» **GIVEN DATA**
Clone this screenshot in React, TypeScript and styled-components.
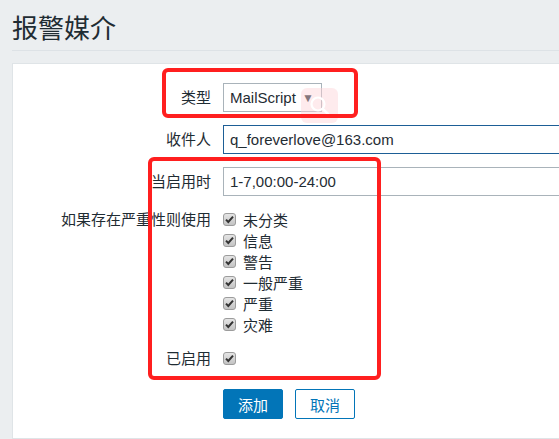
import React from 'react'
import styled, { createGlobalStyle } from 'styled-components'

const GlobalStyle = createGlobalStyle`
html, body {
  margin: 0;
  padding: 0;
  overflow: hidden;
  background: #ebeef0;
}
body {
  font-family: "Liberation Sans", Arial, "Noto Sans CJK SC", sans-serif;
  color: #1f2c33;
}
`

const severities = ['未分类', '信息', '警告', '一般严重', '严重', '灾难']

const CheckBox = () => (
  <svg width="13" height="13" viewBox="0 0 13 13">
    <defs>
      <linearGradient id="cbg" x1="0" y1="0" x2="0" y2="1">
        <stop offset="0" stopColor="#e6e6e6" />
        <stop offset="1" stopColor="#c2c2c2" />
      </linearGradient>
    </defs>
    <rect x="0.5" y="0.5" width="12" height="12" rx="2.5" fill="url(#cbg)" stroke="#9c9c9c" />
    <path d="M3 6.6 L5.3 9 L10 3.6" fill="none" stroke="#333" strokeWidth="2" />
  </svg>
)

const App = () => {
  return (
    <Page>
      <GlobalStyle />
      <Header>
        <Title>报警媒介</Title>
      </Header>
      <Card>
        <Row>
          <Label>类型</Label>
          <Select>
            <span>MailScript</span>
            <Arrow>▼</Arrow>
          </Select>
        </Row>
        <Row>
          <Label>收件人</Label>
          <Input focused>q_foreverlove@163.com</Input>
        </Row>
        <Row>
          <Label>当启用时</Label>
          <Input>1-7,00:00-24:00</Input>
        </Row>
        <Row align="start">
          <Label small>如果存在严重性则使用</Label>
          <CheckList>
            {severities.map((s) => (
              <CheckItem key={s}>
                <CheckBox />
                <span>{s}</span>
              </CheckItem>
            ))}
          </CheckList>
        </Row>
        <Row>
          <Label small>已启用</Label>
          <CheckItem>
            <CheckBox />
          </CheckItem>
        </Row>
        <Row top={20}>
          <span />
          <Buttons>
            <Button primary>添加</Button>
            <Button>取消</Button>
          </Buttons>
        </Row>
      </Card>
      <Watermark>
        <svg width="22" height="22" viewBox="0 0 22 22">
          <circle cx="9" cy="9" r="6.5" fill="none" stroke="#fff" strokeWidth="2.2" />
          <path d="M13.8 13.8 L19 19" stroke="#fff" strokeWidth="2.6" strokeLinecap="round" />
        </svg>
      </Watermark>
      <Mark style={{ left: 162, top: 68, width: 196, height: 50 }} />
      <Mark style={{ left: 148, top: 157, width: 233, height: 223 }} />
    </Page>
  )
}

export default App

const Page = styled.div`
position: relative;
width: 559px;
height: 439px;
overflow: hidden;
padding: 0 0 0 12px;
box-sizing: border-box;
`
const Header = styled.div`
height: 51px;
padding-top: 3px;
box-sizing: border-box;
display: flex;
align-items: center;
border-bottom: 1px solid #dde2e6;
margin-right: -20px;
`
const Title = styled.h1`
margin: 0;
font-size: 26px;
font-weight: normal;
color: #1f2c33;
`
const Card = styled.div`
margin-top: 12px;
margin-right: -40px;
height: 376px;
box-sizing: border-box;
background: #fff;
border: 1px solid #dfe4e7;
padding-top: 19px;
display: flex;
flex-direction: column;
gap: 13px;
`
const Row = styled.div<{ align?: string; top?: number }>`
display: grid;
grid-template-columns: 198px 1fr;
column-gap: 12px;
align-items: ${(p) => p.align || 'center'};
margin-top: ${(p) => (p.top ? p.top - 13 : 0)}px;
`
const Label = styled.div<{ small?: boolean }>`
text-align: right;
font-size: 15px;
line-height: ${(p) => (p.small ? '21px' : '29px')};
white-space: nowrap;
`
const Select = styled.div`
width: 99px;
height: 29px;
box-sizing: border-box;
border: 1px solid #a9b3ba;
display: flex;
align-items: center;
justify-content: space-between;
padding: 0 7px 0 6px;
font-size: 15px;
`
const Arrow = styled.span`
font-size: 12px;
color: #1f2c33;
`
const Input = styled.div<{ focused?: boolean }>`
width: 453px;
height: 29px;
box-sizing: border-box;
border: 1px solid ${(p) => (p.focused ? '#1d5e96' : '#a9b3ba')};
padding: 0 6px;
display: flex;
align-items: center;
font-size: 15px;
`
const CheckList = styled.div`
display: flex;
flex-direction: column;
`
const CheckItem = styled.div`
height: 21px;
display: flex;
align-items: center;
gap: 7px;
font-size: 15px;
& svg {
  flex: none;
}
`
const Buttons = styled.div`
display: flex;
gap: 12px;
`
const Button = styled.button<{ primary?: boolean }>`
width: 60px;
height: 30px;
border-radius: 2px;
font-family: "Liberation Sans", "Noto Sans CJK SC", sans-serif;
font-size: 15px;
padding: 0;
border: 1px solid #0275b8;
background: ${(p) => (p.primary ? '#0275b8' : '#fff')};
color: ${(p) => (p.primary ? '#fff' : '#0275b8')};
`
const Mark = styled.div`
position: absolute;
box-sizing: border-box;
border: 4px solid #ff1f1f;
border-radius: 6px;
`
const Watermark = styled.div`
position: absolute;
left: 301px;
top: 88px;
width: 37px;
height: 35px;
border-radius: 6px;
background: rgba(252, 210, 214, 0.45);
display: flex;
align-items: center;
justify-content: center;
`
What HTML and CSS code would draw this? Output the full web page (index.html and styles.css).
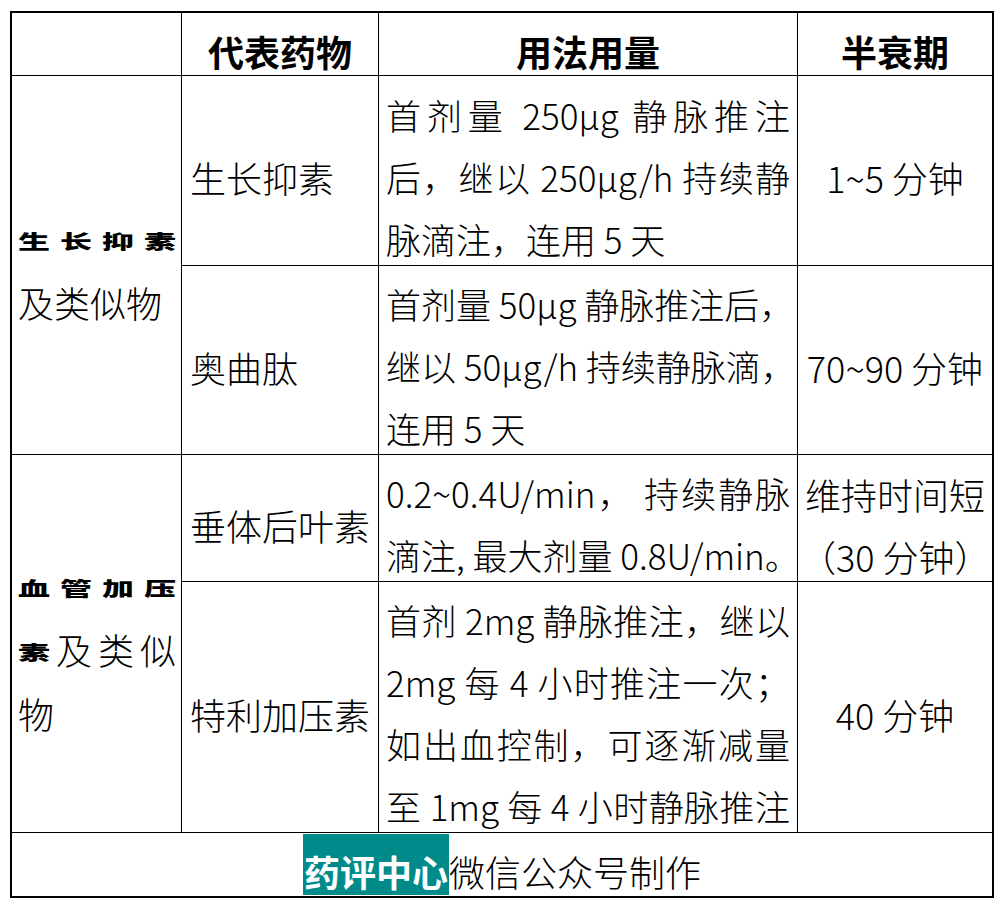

» **TASK DESCRIPTION**
Count every line of the records that holds "this". State the number, nothing else.

» **SOLUTION TO THE EXERCISE**
2